Task goal: Count the lines below that contain the word "components", and give only that number.

Input records:

--

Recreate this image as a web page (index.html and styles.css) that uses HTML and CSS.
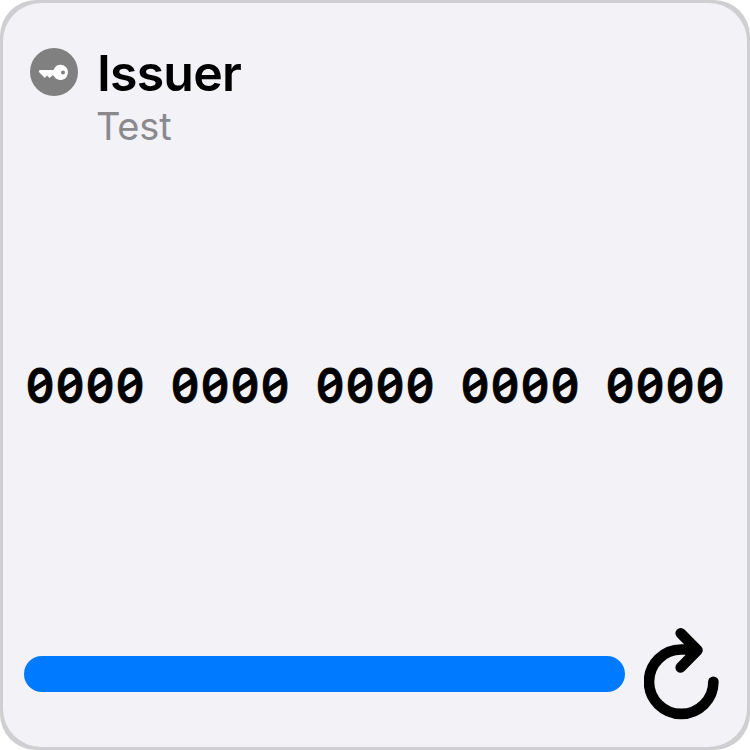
FILE: index.html
```html
<!DOCTYPE html>
<html lang="en">
<head>
<meta charset="utf-8">
<title>Issuer</title>
<link rel="stylesheet" href="styles.css">
</head>
<body>
<main class="card">
  <header class="header">
    <svg class="key" viewBox="0 0 48 48" aria-hidden="true">
      <circle cx="24" cy="24" r="24" fill="#808080"/>
      <path fill="#fff" fill-rule="evenodd" d="M30.8 16.8a7.6 7.6 0 1 1-7.3 10.8h-1.2l-2.7 2.4-2.6-2.4-2.2 2.3-2.4-2.4-3-3a1.4 1.4 0 0 1 1-2.5h13.2a7.6 7.6 0 0 1 7.2-5.2ZM33 22.4a2 2 0 1 0 0 4 2 2 0 0 0 0-4Z"/>
    </svg>
    <div class="titles">
      <h1 class="issuer">Issuer</h1>
      <p class="account">Test</p>
    </div>
  </header>
  <div class="code">
    <span class="group"><span>0</span><span>0</span><span>0</span><span>0</span></span>
    <span class="group"><span>0</span><span>0</span><span>0</span><span>0</span></span>
    <span class="group"><span>0</span><span>0</span><span>0</span><span>0</span></span>
    <span class="group"><span>0</span><span>0</span><span>0</span><span>0</span></span>
    <span class="group"><span>0</span><span>0</span><span>0</span><span>0</span></span>
  </div>
  <footer class="footer">
    <div class="progress"></div>
    <svg class="refresh" viewBox="0 0 76 92" aria-hidden="true">
      <path d="M69.4 53.7a32.2 32.2 0 1 1-32.2-32.2h15M36.7 5.3l16.8 17-16.8 17.1" fill="none" stroke="#000" stroke-width="10.6" stroke-linecap="round" stroke-linejoin="round"/>
    </svg>
  </footer>
</main>
</body>
</html>
```
FILE: styles.css
```css
* { box-sizing: border-box; }
body {
  margin: 0;
  background: #fff;
  font-family: Inter, "Liberation Sans", sans-serif;
}
.card {
  display: flex;
  flex-direction: column;
  justify-content: space-between;
  position: relative;
  isolation: isolate;
  width: 750px;
  height: 750px;
  padding: 48px 27px 30px 24px;
  border-radius: 36px;
  background: #cfcfd1;
}
.card::before {
  content: "";
  position: absolute;
  inset: 3px;
  z-index: -1;
  border-radius: 38px;
  background: #f2f2f7;
}
.header {
  display: flex;
  gap: 18px;
  padding-left: 6px;
  height: 95px;
}
.key { width: 48px; height: 48px; }
.issuer {
  margin: 0;
  padding-left: 1px;
  font-size: 50px;
  line-height: 50px;
  font-weight: 600;
  letter-spacing: -0.8px;
}
.account {
  margin: 5px 0 0;
  font-size: 38px;
  line-height: 46px;
  letter-spacing: -0.2px;
  color: #8a8a8e;
}
.code {
  display: flex;
  gap: 25px;
  padding-left: 1px;
  font-size: 48px;
  line-height: 60px;
  font-weight: 600;
}
.group { display: flex; }
/* Condensed digits with a short diagonal inside the counter */
.group span {
  position: relative;
  display: flex;
  justify-content: center;
  width: 30px;
  transform: scaleX(0.89);
  -webkit-text-stroke: 0.8px #000;
}
.group span::after {
  content: "";
  position: absolute;
  left: 6px;
  top: 27.5px;
  width: 18px;
  height: 4.8px;
  background: #000;
  transform: rotate(-30deg);
}
.footer {
  display: flex;
  align-items: center;
  gap: 19px;
  height: 92px;
}
.progress {
  width: 601px;
  height: 36px;
  border-radius: 18px;
  background: #007aff;
}
.refresh { width: 76px; height: 92px; flex: none; }
```
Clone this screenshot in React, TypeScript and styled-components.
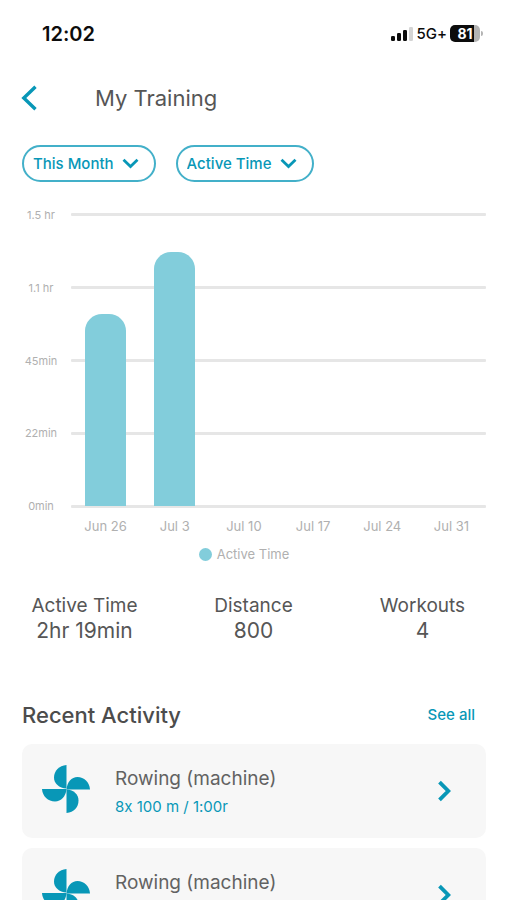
import React from "react";
import styled, { createGlobalStyle } from "styled-components";

const teal = "#0897b7";
const barColor = "#82cddb";

const GlobalStyle = createGlobalStyle`
  *, *::before, *::after { box-sizing: border-box; }
  body {
    margin: 0;
    background: #fff;
    color: #565656;
    font-family: Inter, "Liberation Sans", sans-serif;
    font-feature-settings: "calt" 0;
  }
  button, select { font: inherit; }
  h1, h2, p, dl, dd, ul { margin: 0; padding: 0; }
`;

const Screen = styled.div`
  display: flex;
  flex-direction: column;
  height: 100vh;
  overflow: hidden;
  background: #fff;
`;

const StatusBar = styled.div`
  flex: none;
  display: flex;
  align-items: center;
  justify-content: space-between;
  height: 67px;
  padding: 0 24px 0 42px;
  color: #0c0c0c;
`;

const Clock = styled.time`
  font-size: 20px;
  font-weight: 600;
`;

const StatusIcons = styled.div`
  display: flex;
  align-items: center;
  gap: 3px;
  font-size: 15px;
  font-weight: 500;
`;

const Battery = styled.div`
  display: flex;
  align-items: center;
  gap: 1px;
`;

const BatteryBody = styled.div`
  width: 30px;
  height: 17px;
  border-radius: 5px;
  background: linear-gradient(to right, #0c0c0c 81%, #b4b4b4 81%);
  color: #fff;
  font-size: 14px;
  font-weight: 700;
  line-height: 17px;
  text-align: center;
`;

const BatteryTip = styled.div`
  width: 2px;
  height: 5px;
  border-radius: 0 2px 2px 0;
  background: #b4b4b4;
`;

const Header = styled.header`
  flex: none;
  display: flex;
  align-items: center;
  height: 62px;
  padding: 0 21px;
`;

const BackButton = styled.button`
  display: flex;
  width: 74px;
  padding: 0;
  border: 0;
  background: none;
  color: ${teal};
  cursor: pointer;
`;

const Title = styled.h1`
  font-size: 22px;
  font-weight: 400;
  line-height: 28px;
`;

const Filters = styled.div`
  flex: none;
  display: flex;
  gap: 20px;
  padding: 16px 22px 0;
`;

const Filter = styled.label`
  display: grid;
  align-items: center;
  color: ${teal};
  > * { grid-area: 1 / 1; }
  > svg {
    justify-self: end;
    margin-right: 17px;
    pointer-events: none;
  }
`;

const FilterSelect = styled.select`
  appearance: none;
  field-sizing: content;
  height: 37px;
  padding: 0 40px 0 9px;
  border: 2px solid #43b0c9;
  border-radius: 19px;
  background: #fff;
  color: ${teal};
  font-size: 15px;
  font-weight: 500;
  cursor: pointer;
`;

const Chart = styled.figure`
  flex: none;
  display: grid;
  grid-template-columns: 38px 1fr;
  column-gap: 11px;
  margin: 31px 21px 0 22px;
  color: #b0b0b0;
`;

const YAxis = styled.div`
  display: flex;
  flex-direction: column;
  justify-content: space-between;
  margin: -4px 0;
  font-size: 11px;
  line-height: 12px;
  text-align: center;
`;

const Plot = styled.div`
  display: grid;
  height: 295px;
  > * { grid-area: 1 / 1; }
`;

const GridLines = styled.div`
  display: flex;
  flex-direction: column;
  justify-content: space-between;
`;

const GridLine = styled.div`
  height: 3px;
  border-radius: 1px;
  background: #e6e6e6;
`;

const Bars = styled.div`
  display: grid;
  grid-template-columns: repeat(6, 1fr);
  align-items: end;
  justify-items: center;
  height: 293px;
`;

const Bar = styled.div`
  width: 60%;
  border-radius: 17px 17px 0 0;
  background: ${barColor};
`;

const XAxis = styled.div`
  grid-column: 2;
  display: grid;
  grid-template-columns: repeat(6, 1fr);
  margin-top: 10px;
  font-size: 13px;
  line-height: 16px;
  text-align: center;
`;

const Legend = styled.figcaption`
  grid-column: 1 / -1;
  display: flex;
  align-items: center;
  justify-content: center;
  gap: 5px;
  margin-top: 12px;
  padding-right: 20px;
  font-size: 13px;
  line-height: 16px;
`;

const LegendDot = styled.span`
  width: 13px;
  height: 13px;
  border-radius: 50%;
  background: ${barColor};
`;

const Stats = styled.dl`
  flex: none;
  display: grid;
  grid-template-columns: repeat(3, 1fr);
  padding-top: 31px;
  text-align: center;
`;

const StatLabel = styled.dt`
  font-size: 19px;
  line-height: 25px;
`;

const StatValue = styled.dd`
  font-size: 21px;
  line-height: 25px;
`;

const SectionHead = styled.div`
  flex: none;
  display: flex;
  align-items: center;
  justify-content: space-between;
  padding: 58px 32px 0 22px;
`;

const SectionTitle = styled.h2`
  color: #4c4c4c;
  font-size: 22px;
  font-weight: 500;
  line-height: 28px;
`;

const SeeAll = styled.a`
  color: ${teal};
  font-size: 15px;
  font-weight: 500;
  line-height: 28px;
  text-decoration: none;
`;

const Activities = styled.ul`
  flex: none;
  display: flex;
  flex-direction: column;
  gap: 10px;
  padding: 15px 21px 0 22px;
  list-style: none;
`;

const ActivityCard = styled.a`
  display: flex;
  align-items: flex-start;
  height: 94px;
  padding: 21px 34px 21px 20px;
  border-radius: 10px;
  background: #f7f7f7;
  color: ${teal};
  text-decoration: none;
  > :last-child { align-self: center; }
`;

const ActivityText = styled.div`
  flex: 1;
  margin-left: 25px;
`;

const ActivityName = styled.p`
  color: #626262;
  font-size: 19px;
  line-height: 28px;
`;

const ActivityDetail = styled.p`
  font-size: 15px;
  line-height: 28px;
`;

function SignalIcon() {
  return (
    <svg width="23" height="16" viewBox="0 0 23 16" aria-hidden="true">
      <rect x="0" y="10" width="4" height="5" rx="1.3" fill="#0c0c0c" />
      <rect x="6" y="7" width="4" height="8" rx="1.3" fill="#0c0c0c" />
      <rect x="12" y="4" width="4" height="11" rx="1.3" fill="#0c0c0c" />
      <rect x="18" y="1" width="4" height="14" rx="1.3" fill="#d4d4d4" />
    </svg>
  );
}

function BackIcon() {
  return (
    <svg width="17" height="26" viewBox="0 0 17 26" fill="none" aria-hidden="true">
      <path d="M14.500 1.700 2.800 13l11.700 11.300" stroke="currentColor" strokeWidth="3.400" />
    </svg>
  );
}

function DownIcon() {
  return (
    <svg width="17" height="11" viewBox="0 0 17 11" fill="none" aria-hidden="true">
      <path d="M1.500 1.800 8.500 8.500l7-6.700" stroke="currentColor" strokeWidth="2.800" />
    </svg>
  );
}

function NextIcon() {
  return (
    <svg width="15" height="22" viewBox="0 0 15 22" fill="none" aria-hidden="true">
      <path d="M2.500 2.200 11.300 11l-8.800 8.800" stroke="currentColor" strokeWidth="3.800" />
    </svg>
  );
}

function FanIcon() {
  return (
    <svg width="48" height="48" viewBox="0 0 48 48" fill="currentColor" aria-hidden="true">
      <path d="M24.500 0v23.500C17 23 12 18.500 12 12.500 12 6 17 .5 24.500 0Z" />
      <path d="M48 24.500H24.500C25 17 29.500 12 35.500 12 42 12 47.500 17 48 24.500Z" />
      <path d="M24.500 48V24.500C32 25 36.500 29.500 36.500 35.500 36.500 42 32 47.500 24.500 48Z" />
      <path d="M0 24h24.500C24 31.500 19 36.500 13 36.500 6 36.500.5 31.500 0 24Z" />
    </svg>
  );
}

const maxMinutes = 90;
const scale = ["1.5 hr", "1.1 hr", "45min", "22min", "0min"];
const weeks = [
  { label: "Jun 26", minutes: 59 },
  { label: "Jul 3", minutes: 78 },
  { label: "Jul 10", minutes: 0 },
  { label: "Jul 17", minutes: 0 },
  { label: "Jul 24", minutes: 0 },
  { label: "Jul 31", minutes: 0 },
];
const stats = [
  { label: "Active Time", value: "2hr 19min" },
  { label: "Distance", value: "800" },
  { label: "Workouts", value: "4" },
];
const activities = [
  { id: 1, name: "Rowing (machine)", detail: "8x 100 m / 1:00r" },
  { id: 2, name: "Rowing (machine)", detail: "8x 100 m / 1:00r" },
];

export default function App() {
  return (
    <>
      <GlobalStyle />
      <Screen>
        <StatusBar>
          <Clock>12:02</Clock>
          <StatusIcons>
            <SignalIcon />
            <span>5G+</span>
            <Battery>
              <BatteryBody>81</BatteryBody>
              <BatteryTip />
            </Battery>
          </StatusIcons>
        </StatusBar>

        <Header>
          <BackButton type="button" aria-label="Back">
            <BackIcon />
          </BackButton>
          <Title>My Training</Title>
        </Header>

        <Filters>
          <Filter>
            <FilterSelect aria-label="Period" defaultValue="This Month">
              <option>This Month</option>
            </FilterSelect>
            <DownIcon />
          </Filter>
          <Filter>
            <FilterSelect aria-label="Measure" defaultValue="Active Time">
              <option>Active Time</option>
            </FilterSelect>
            <DownIcon />
          </Filter>
        </Filters>

        <Chart>
          <YAxis>
            {scale.map((label) => (
              <span key={label}>{label}</span>
            ))}
          </YAxis>
          <Plot>
            <GridLines>
              {scale.map((label) => (
                <GridLine key={label} />
              ))}
            </GridLines>
            <Bars>
              {weeks.map((week) => (
                <Bar key={week.label} style={{ height: `${(week.minutes / maxMinutes) * 100}%` }} />
              ))}
            </Bars>
          </Plot>
          <XAxis>
            {weeks.map((week) => (
              <span key={week.label}>{week.label}</span>
            ))}
          </XAxis>
          <Legend>
            <LegendDot />
            Active Time
          </Legend>
        </Chart>

        <Stats>
          {stats.map((stat) => (
            <div key={stat.label}>
              <StatLabel>{stat.label}</StatLabel>
              <StatValue>{stat.value}</StatValue>
            </div>
          ))}
        </Stats>

        <SectionHead>
          <SectionTitle>Recent Activity</SectionTitle>
          <SeeAll href="#all">See all</SeeAll>
        </SectionHead>

        <Activities>
          {activities.map((activity) => (
            <li key={activity.id}>
              <ActivityCard href={`#activity-${activity.id}`}>
                <FanIcon />
                <ActivityText>
                  <ActivityName>{activity.name}</ActivityName>
                  <ActivityDetail>{activity.detail}</ActivityDetail>
                </ActivityText>
                <NextIcon />
              </ActivityCard>
            </li>
          ))}
        </Activities>
      </Screen>
    </>
  );
}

--

Solution to this exercise: 2